Some of these banks are also active on the international gold markets. For example, VTB, Sberbank, and Otkrikie are all members of the international board of China’s Shanghai Gold Exchange (SGE). VTB and Sberbank are also full members of the London Bullion Market Association (LBMA), while Otkritie is an LBMA associate.

Sberbank’s international gold trading activities are conducted through its investment banking subsidiary Sberbank CIB (which was formerly Troika Dialog). As well as purchasing gold from Russian gold miners which mostly goes to the central bank, Sberbank CIB sells refined gold bars to the physical gold powerhouses of China and India. According to Reuters, for 2018, Sberbank had planned to sell 25-30 tonnes of gold to India, at least 20 tonnes to China, and was planning to buy 100 tonnes in the Russian market. Sberbank’s trading on the Shanghai Gold Exchange is conducted by its Swiss unit Sberbank (Switzerland) AG which is also the same unit that buys gold in the international markets including in Switzerland. Sberbank CIB also maintains offices in London and New York.

The Swiss unit is also one of Sberbank’s two commodity hubs. As it explained in 2016:

Sberbank CIB is establishing a commodity hub in Western Europe to complement and support its existing centre of precious metal trading in Moscow. This hub will have a strong focus on international physical deliveries of metal, financing of physical commodities routes throughout the globe and risk management solutions. This two-hub strategy will offer significant flexibility to Sberbank Group and will allow it to act as a supplier from either location.

As Sberbank is able to offer gold trades settled in Moscow, Zurich or London, materialised and dematerialised accounts and transfers, and loco swaps, then it would be very easy for Sberbank to buy gold on the international markets on behalf of the Bank of Russia and transport it to Moscow.

Sberbank CIB offices, Zurich in Switzerland. Source: company website

The investment banking unit of Russia’s VTB Bank, called VTB Capital, is also an active gold trader internationally.
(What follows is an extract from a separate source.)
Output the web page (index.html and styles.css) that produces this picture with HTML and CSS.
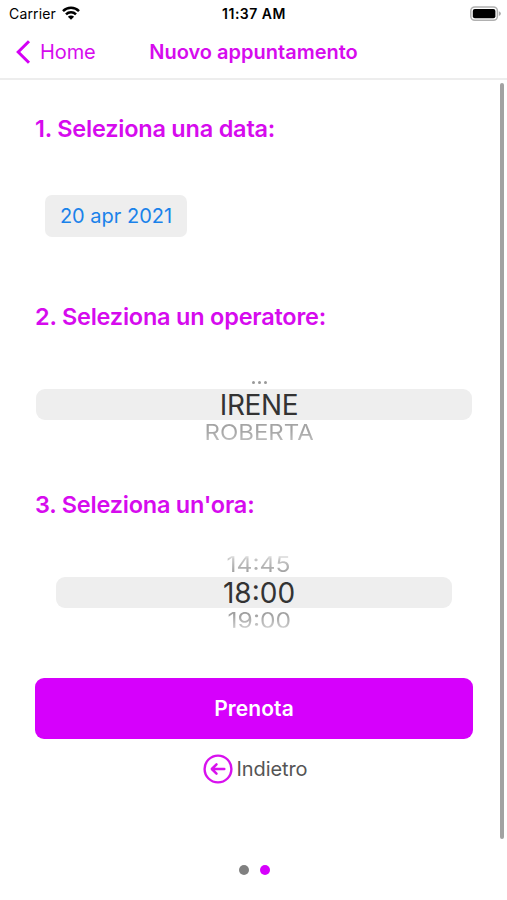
FILE: index.html
```html
<!DOCTYPE html>
<html lang="it">
<head>
<meta charset="utf-8">
<title>Nuovo appuntamento</title>
<link rel="stylesheet" href="styles.css">
</head>
<body>
<div class="screen">
  <div class="status">
    <div class="carrier"><span>Carrier</span>
      <svg class="wifi" width="18" height="14" viewBox="0 0 18 14"><g fill="none" stroke="#000" stroke-width="2.5"><path d="M1 5.1a11.3 11.3 0 0 1 16 0"/><path d="M4 8.3a7 7 0 0 1 10 0"/></g><path d="M9 13.8 5.9 10.7a4.4 4.4 0 0 1 6.2 0z"/></svg>
    </div>
    <span class="clock">11:37 AM</span>
    <svg class="battery" width="32" height="16" viewBox="0 0 32 16"><rect x=".8" y=".9" width="26.6" height="13.4" rx="4" fill="#fff" stroke="#b0b0b0" stroke-width="1.5"/><rect x="2.8" y="2.9" width="22.6" height="9.4" rx="2" fill="#000"/><path d="M28.9 5.2q2 .7 2 2.4t-2 2.4z" fill="#aaa"/></svg>
  </div>
  <header class="nav">
    <a class="back"><svg width="16" height="24" viewBox="0 0 16 24"><path d="M14 1.2 3.2 12 14 22.8" fill="none" stroke="#d400f5" stroke-width="3"/></svg><span>Home</span></a>
    <h1>Nuovo appuntamento</h1>
  </header>
  <main class="content">
    <section class="step">
      <h2>1. Seleziona una data:</h2>
      <div class="date">20 apr 2021</div>
    </section>
    <section class="step">
      <h2>2. Seleziona un operatore:</h2>
      <div class="wheel">
        <div class="side dots"><i></i><i></i><i></i></div>
        <div class="selected"><span class="name">IRENE</span></div>
        <div class="side after"><span class="roberta">ROBERTA</span></div>
      </div>
    </section>
    <section class="step last">
      <h2>3. Seleziona un'ora:</h2>
      <div class="wheel narrow">
        <div class="side before"><span class="hour">14:45</span></div>
        <div class="selected"><span class="time">18:00</span></div>
        <div class="side after"><span class="hour">19:00</span></div>
      </div>
    </section>
    <button class="book"><span>Prenota</span></button>
    <a class="return"><svg width="30" height="30" viewBox="0 0 30 30" fill="none" stroke="#d811ee"><circle cx="15" cy="15" r="13.4" stroke-width="2.4"/><path d="M21.3 15H9.2M13.5 10.4 8.8 15l4.7 4.6" stroke-width="2.5" stroke-linecap="round" stroke-linejoin="round"/></svg><span>Indietro</span></a>
    <div class="scrollbar"></div>
  </main>
  <footer class="pages"><i></i><i class="current"></i></footer>
</div>
</body>
</html>
```
FILE: styles.css
```css
* { box-sizing: border-box; }
body { margin: 0; background: #fff; font-family: Inter, "Liberation Sans", sans-serif; }
.screen { width: 507px; height: 900px; display: flex; flex-direction: column; overflow: hidden; }
.screen span, h1, h2 { white-space: nowrap; }
.status { height: 28px; display: grid; grid-template-columns: 1fr auto 1fr; align-items: center; padding: 0 5px 0 9px; font-size: 14px; }
.carrier { display: flex; align-items: center; gap: 6px; letter-spacing: .15px; margin-top: -2px; }
.clock { font-weight: 600; font-size: 14px; letter-spacing: .5px; margin: -2px 3px 0 0; }
.battery { justify-self: end; margin-top: -1px; }
.nav { height: 52px; display: grid; grid-template-columns: 1fr auto 1fr; align-items: center; padding: 0 15px 2px; border-bottom: 2px solid #ededed; color: #d60bee; }
.back { display: flex; align-items: center; gap: 9px; font-size: 20px; letter-spacing: -.1px; }
h1 { margin: 0; font-size: 20px; font-weight: 600; }
.content { position: relative; height: 760px; padding: 34px 34px 0 35px; display: flex; flex-direction: column; }
.step { height: 188px; flex: none; }
h2 { margin: 0; height: 29px; line-height: 29px; font-size: 23.5px; font-weight: 600; letter-spacing: -.22px; color: #d60bee; }
.date { width: 142px; height: 42px; margin: 52px 0 0 9.5px; border-radius: 7px; background: #eee; color: #1a82ea; font-size: 20px; line-height: 43px; text-align: center; padding-left: 1px; }
.wheel { margin: 29.5px 1px 0; height: 88px; text-align: center; }
.narrow { margin-left: 21px; margin-right: 21px; }
.selected { height: 31.5px; line-height: 32px; padding-left: 10px; border-radius: 9px; background: #eee; font-size: 28px; color: #333; }
.name { letter-spacing: -.4px; }
.side { height: 28px; line-height: 25px; padding-left: 10px; font-size: 22px; color: #aaa; }
.side span { display: inline-block; color: transparent; background: linear-gradient(#a0a0a0 25%, #c8c8c8 75%, #fff 92%); -webkit-background-clip: text; background-clip: text; }
.side .roberta { transform: scaleX(1.09); background-image: linear-gradient(#a4a4a4 40%, #c0c0c0 90%); }
.side .hour { transform: scale(1.12, .98); }
.before { line-height: 31px; }
.before .hour { background-image: linear-gradient(#fff 14%, #c8c8c8 32%, #a0a0a0 78%); }
.dots { display: flex; justify-content: center; align-items: flex-end; gap: 3px; padding-bottom: 5px; }
.dots i { width: 3px; height: 3px; border-radius: 50%; background: #999; }
.book { height: 61px; flex: none; border: 0; border-radius: 9px; background: #d600fc; color: #fff; font: 600 21px Inter, sans-serif; letter-spacing: .1px; }
.return { display: flex; align-items: center; justify-content: center; gap: 4px; height: 30px; margin-top: 15px; padding-left: 2px; color: #555; font-size: 20px; letter-spacing: -.1px; }
.scrollbar { position: absolute; right: 3px; top: 3px; width: 4px; height: 756px; border-radius: 2px; background: #a2a2a2; }
.pages { height: 60px; display: flex; justify-content: center; align-items: center; gap: 11px; padding-left: 1px; }
.pages i { width: 10px; height: 10px; border-radius: 50%; background: #808080; }
.pages .current { background: #d600fc; }
```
At the end of 2017, VTB Capital had made 2018 plans to sell 70-80 tonnes of gold on the Russian market (predominantly to the central bank), and sell 35 tonnes to India, and over 20 tonnes to China.

However, as gold demand from the Russian central bank went into overdrive in 2018, VTB had to scale back its international sales plans and divert more of its sales to Moscow, just to meet domestic demand from the Bank of Russia. According to an interview with Reuters, published 25 December 2018, VTB Capital’s head of commodities Atanas Djumaliev said:

“(Our) [overseas] gold sales were lower in 2018 compared with the previous year. To a greater extent it was caused by the activities of Russia’s Central bank, which was our most active client this year and which was significantly increasing its gold reserves”
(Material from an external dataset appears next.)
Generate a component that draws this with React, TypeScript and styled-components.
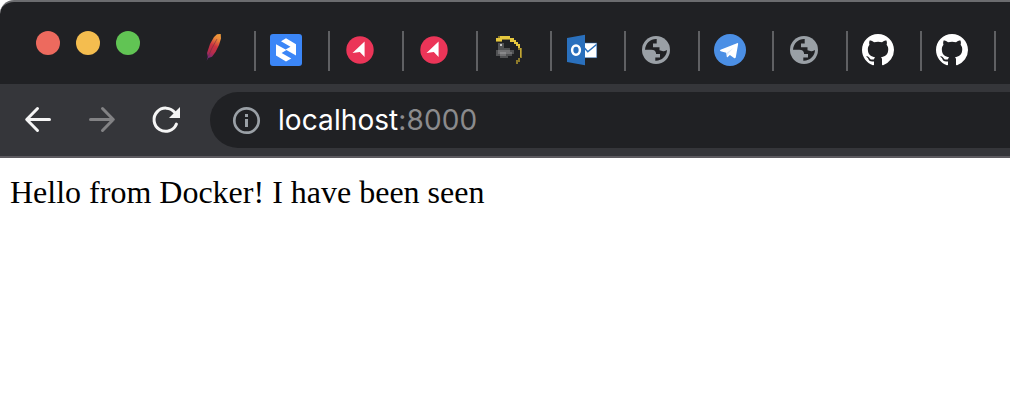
import React from "react";
import styled, { createGlobalStyle } from "styled-components";

const GlobalStyle = createGlobalStyle`
  * { box-sizing: border-box; }
  body { margin: 0; background: #fff; overflow: hidden; }
`;

const Window = styled.div`
  width: 100%;
  height: 420px;
  display: flex;
  flex-direction: column;
  background: #fff;
  overflow: hidden;
`;

const TabStrip = styled.header`
  height: 84px;
  flex: none;
  display: flex;
  align-items: flex-start;
  background: #202124;
  border-top: 2px solid #6b6c6f;
  border-top-left-radius: 14px;
  overflow: hidden;
`;

const TrafficLights = styled.div`
  width: 182px;
  flex: none;
  display: flex;
  gap: 16px;
  padding: 29px 0 0 36px;
`;

const Light = styled.span<{ $color: string }>`
  width: 24px;
  height: 24px;
  border-radius: 50%;
  background: ${(p) => p.$color};
`;

const Tab = styled.div`
  width: 74px;
  height: 40px;
  flex: none;
  margin-top: 29px;
  padding: 3px 0 0 14px;
  border-right: 2px solid #5f6063;
`;

const Icon = styled.svg`
  display: block;
  width: 32px;
  height: 32px;
  flex: none;
`;

const Toolbar = styled.nav`
  height: 74px;
  flex: none;
  display: flex;
  align-items: flex-start;
  padding: 8px 0 0 22px;
  background: #35363a;
  border-bottom: 2px solid #5d5b60;
`;

const NavButtons = styled.div`
  display: flex;
  gap: 32px;
  padding-top: 12px;
  width: 188px;
  flex: none;
`;

const AddressBar = styled.div`
  height: 56px;
  flex: 1;
  display: flex;
  align-items: center;
  padding-left: 20px;
  gap: 16px;
  background: #202124;
  border-radius: 28px 0 0 28px;
`;

const Url = styled.span`
  font: 400 28px/34px Inter, "Liberation Sans", sans-serif;
  letter-spacing: 0.08px;
  color: #fff;
  white-space: nowrap;
`;

const Port = styled.span`
  color: #8b8b8d;
`;

const Page = styled.main`
  padding: 16px 10px;
  font: 32px/37px "Liberation Serif", "Times New Roman", serif;
  color: #000;
`;

const Feather = () => (
  <Icon viewBox="0 0 32 32">
    <defs>
      <linearGradient id="feather" x1="24" y1="0" x2="10" y2="28" gradientUnits="userSpaceOnUse">
        <stop offset="0" stopColor="#f2a13b" />
        <stop offset=".2" stopColor="#e8833a" />
        <stop offset=".42" stopColor="#cc3440" />
        <stop offset=".65" stopColor="#b52c4c" />
        <stop offset=".85" stopColor="#76287c" />
        <stop offset="1" stopColor="#3c2350" />
      </linearGradient>
    </defs>
    <path d="M21 .2 24.7 0 25 4.5 23 11 19.5 18 16 22.7 12.4 24 10.6 27 9.7 30 11.8 23 11 19 14 10 18 3Z" fill="url(#feather)" />
    <path d="M21 5 15.5 15 12.5 22" stroke="#69303f" strokeWidth=".8" fill="none" opacity=".7" />
  </Icon>
);

const Blocks = () => (
  <Icon viewBox="0 0 32 32">
    <rect width="32" height="32" rx="3" fill="#3b86f7" />
    <path d="M11 7.2 16 4.3 26 10.3V21.5L15.5 15.6 20.5 12.7Z" fill="#fff" />
    <path d="M6 10.3 16.5 16.1 11.6 19 21.3 24.6 16 27.6 6 21.6Z" fill="#fff" />
  </Icon>
);

const Pointer = () => (
  <Icon viewBox="0 0 32 32">
    <circle cx="16" cy="16" r="13.7" fill="#eb3558" />
    <path d="M20.6 7.4V23L15.8 18.1 8.5 18.9Z" fill="#fff" />
  </Icon>
);

const Banana = () => (
  <Icon viewBox="0 0 32 32" shapeRendering="crispEdges">
    <path d="M4 8V4H6V2H18V4H22V6H24V8H26V10H28V14H30V24H28V28H26V30H24V26H26V24H28V16H26V12H24V10H22V8H18V6H10V8Z" fill="#8d7a2b" />
    <path d="M4 6V4H8V2H18V4H22V6H24V8H26V10H28V14H26V12H24V10H22V8H18V5H10V7H4Z" fill="#e6c83e" />
    <path d="M28 14H29V23H28Z" fill="#c3a735" />
    <path d="M6 9H12V14H18V16H22V20H20V22H16V24H8V22H4V16H6Z" fill="#515254" />
    <path d="M8 10H10V12H8Z" fill="#c4c4c4" />
    <path d="M6 16H18V18H20V20H14V22H8V20H6Z" fill="#717173" />
    <path d="M8 18H14V20H8Z" fill="#88888a" />
  </Icon>
);

const Outlook = () => (
  <Icon viewBox="0 0 32 32">
    <rect x="18" y="9" width="12.8" height="14.8" fill="#fff" stroke="#2a70bd" strokeWidth=".5" />
    <path d="M18 13.5 21.8 17.8 30.5 10.5" fill="none" stroke="#2a70bd" strokeWidth="1.5" />
    <path d="M1 4 19 .8V31.2L1 28Z" fill="#2a70bd" />
    <ellipse cx="10" cy="16.1" rx="3.9" ry="4.7" fill="none" stroke="#fff" strokeWidth="2.5" />
  </Icon>
);

const Globe = () => (
  <Icon viewBox="0 0 32 32">
    <circle cx="16" cy="16" r="14" fill="#9aa0a6" />
    <path d="M16.7 5.1C10.6 4.8 5.4 9.4 5 15.8H11.2C14.4 15.8 16.1 17.3 16.1 20.1H20V23.4H15.3V26.8C21.6 27.1 26.8 22.2 27 16.1C25.4 17.3 23.8 17.5 22.2 16.9L19.5 16.2V13.2H13V9.6H16.7Z" fill="#202124" />
  </Icon>
);

const Telegram = () => (
  <Icon viewBox="0 0 32 32">
    <circle cx="16" cy="16" r="16" fill="#4b8fe5" />
    <path d="M6.5 15.7 23 9.2Q24.4 8.7 24.1 10.2L21.8 23.3Q21.3 24.8 20 23.9L15.9 20.9 13.7 23Q12.8 23.7 12.7 22.3L12.2 18.7 6.7 17.2Q5.3 16.6 6.5 15.7Z" fill="#fff" />
    <path d="M12.9 18.6 19.8 13.8 14.5 19.2 13.6 22Z" fill="#dce9fa" />
  </Icon>
);

const Github = () => (
  <Icon viewBox="0 0 16 16">
    <path
      fill="#fff"
      d="M8 0C3.58 0 0 3.58 0 8c0 3.54 2.29 6.53 5.47 7.59.4.07.55-.17.55-.38 0-.19-.01-.82-.01-1.49-2.01.37-2.53-.49-2.69-.94-.09-.23-.48-.94-.82-1.13-.28-.15-.68-.52-.01-.53.63-.01 1.08.58 1.23.82.72 1.21 1.87.87 2.33.66.07-.52.28-.87.51-1.07-1.78-.2-3.64-.89-3.64-3.95 0-.87.31-1.59.82-2.15-.08-.2-.36-1.02.08-2.12 0 0 .67-.21 2.2.82.64-.18 1.32-.27 2-.27s1.36.09 2 .27c1.53-1.04 2.2-.82 2.2-.82.44 1.1.16 1.92.08 2.12.51.56.82 1.27.82 2.15 0 3.07-1.87 3.75-3.65 3.95.29.25.54.73.54 1.48 0 1.07-.01 1.93-.01 2.2 0 .21.15.46.55.38A8.01 8.01 0 0 0 16 8c0-4.42-3.58-8-8-8z"
    />
  </Icon>
);

const Back = () => (
  <Icon viewBox="0 0 32 32" fill="none" stroke="#f5f5f5" strokeWidth="3" strokeLinecap="round" strokeLinejoin="round">
    <path d="M27.5 15.5H5M15.5 4.5 4.7 15.5 15.5 26.5" />
  </Icon>
);

const Forward = () => (
  <Icon viewBox="0 0 32 32" fill="none" stroke="#828284" strokeWidth="3" strokeLinecap="round" strokeLinejoin="round">
    <path d="M4.5 15.5H27M16.5 4.5 27.3 15.5 16.5 26.5" />
  </Icon>
);

const Reload = () => (
  <Icon viewBox="0 0 32 32">
    <path d="M26.4 20.1A11.6 11.6 0 1 1 24.9 8.7" fill="none" stroke="#f5f5f5" strokeWidth="3" strokeLinecap="round" />
    <path d="M30 3V14H19Z" fill="#f5f5f5" />
  </Icon>
);

const Info = () => (
  <Icon viewBox="0 0 32 32">
    <circle cx="16.5" cy="16.5" r="12.2" fill="none" stroke="#9aa0a6" strokeWidth="2.7" />
    <path d="M15 10H18V13H15ZM15 15H18V23H15Z" fill="#9aa0a6" />
  </Icon>
);

const tabs = [Feather, Blocks, Pointer, Pointer, Banana, Outlook, Globe, Telegram, Globe, Github, Github];

export default function App() {
  return (
    <>
      <GlobalStyle />
      <Window>
        <TabStrip>
          <TrafficLights>
            <Light $color="#ed6a5e" />
            <Light $color="#f4bd4f" />
            <Light $color="#61c454" />
          </TrafficLights>
          {tabs.map((TabIcon, i) => (
            <Tab key={i}>
              <TabIcon />
            </Tab>
          ))}
        </TabStrip>
        <Toolbar>
          <NavButtons>
            <Back />
            <Forward />
            <Reload />
          </NavButtons>
          <AddressBar>
            <Info />
            <Url>
              localhost<Port>:8000</Port>
            </Url>
          </AddressBar>
        </Toolbar>
        <Page>Hello from Docker! I have been seen</Page>
      </Window>
    </>
  );
}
While VTB confirmed that it “had bought more than 80 tonnes of gold in the Russian domestic market" in 2018, and sold “about 11 tonnes to China“, it did not reveal the total amount of gold that it sold to the Russian central bank in 2018. But facing limited supply from the domestic Russian gold mining producer, the cuts in VTB’s international gold sales in 2018 (e.g. to China), could be signalling that VTB has been diverting gold bought on the international market back to the Russian central bank.

Conclusion

As the pace of Russian central bank gold accumulation continues to speed up, the ability of Russia’s large commercial banks to source enough gold from domestic gold mine supplies to satisfy the central bank’s golden appetite will hit a wall. Luckily for the central bank, these Russian ‘bullion banks’, such as Sberbank and VTB, already have the experience and trading infrastructure in international gold markets to source gold bar supplies elsewhere, such as in Zurich and London.

Within this context, Russian central bank gold buying should be expected to have an impact on the available gold inventories (stocks) in international gold markets. The former closed-loop of Russian central bank gold buying, from Russian mine to Russian commercial bank to Russian central bank, will therefore not be as clear cut as previously. For examples of this closed loop see BullionStar article “Does the recent spate of Central Bank gold buying impact demand and price?“.

Bank of Russia gold buying may therefore start to have a greater impact on the demand – supply dynamics of the world’s physical gold markets. As to whether it will have any impact on the ‘international gold price’, which is established in the synthetic and fractionally backed London OTC and COMEX gold markets, is debatable.

Given that these paper gold markets trade vast quantities of paper gold, many multiples more per day than the total physical quantity that central banks buy in an entire year, there will only be a shift in gold price discovery once a critical mass of market participants demands physical delivery or a future event erodes investor confidence in London OTC and Comex.

This analysis has not looked at the possibility that the Bank of Russia sources some of its gold purchases from other stockpiles that might be held by the Russian Federation’s “State Fund of Precious Metals and Precious Stones" aka the Gosfund, operated by the ‘Gokhran‘. Maybe the Russian central bank can top up its gold requirements in this way but since the Gokhran will not comment on its dealings in this area, its difficult to know. Another possibility is that the Russian Federation mines gold directly through secretive state-owned gold mines whose existence is not in the public domain and then transfers some of this output to the Bank of Russia.

The Russian central bank could, like other central banks, use the services of another central bank to top up its gold buying, such as the gold trading desks of the Bank for International Settlements (BIS), Bank of England, Banque de France or Federal Reserve of New York. But again, since all of these institutions are ultra secretive about their gold trading activities, its difficult to know.

One thing that seems fairly certain though is that any gold the Bank of Russia buys on the international market would be quickly repatriated to Russia, as the Russians by policy do not store any gold abroad.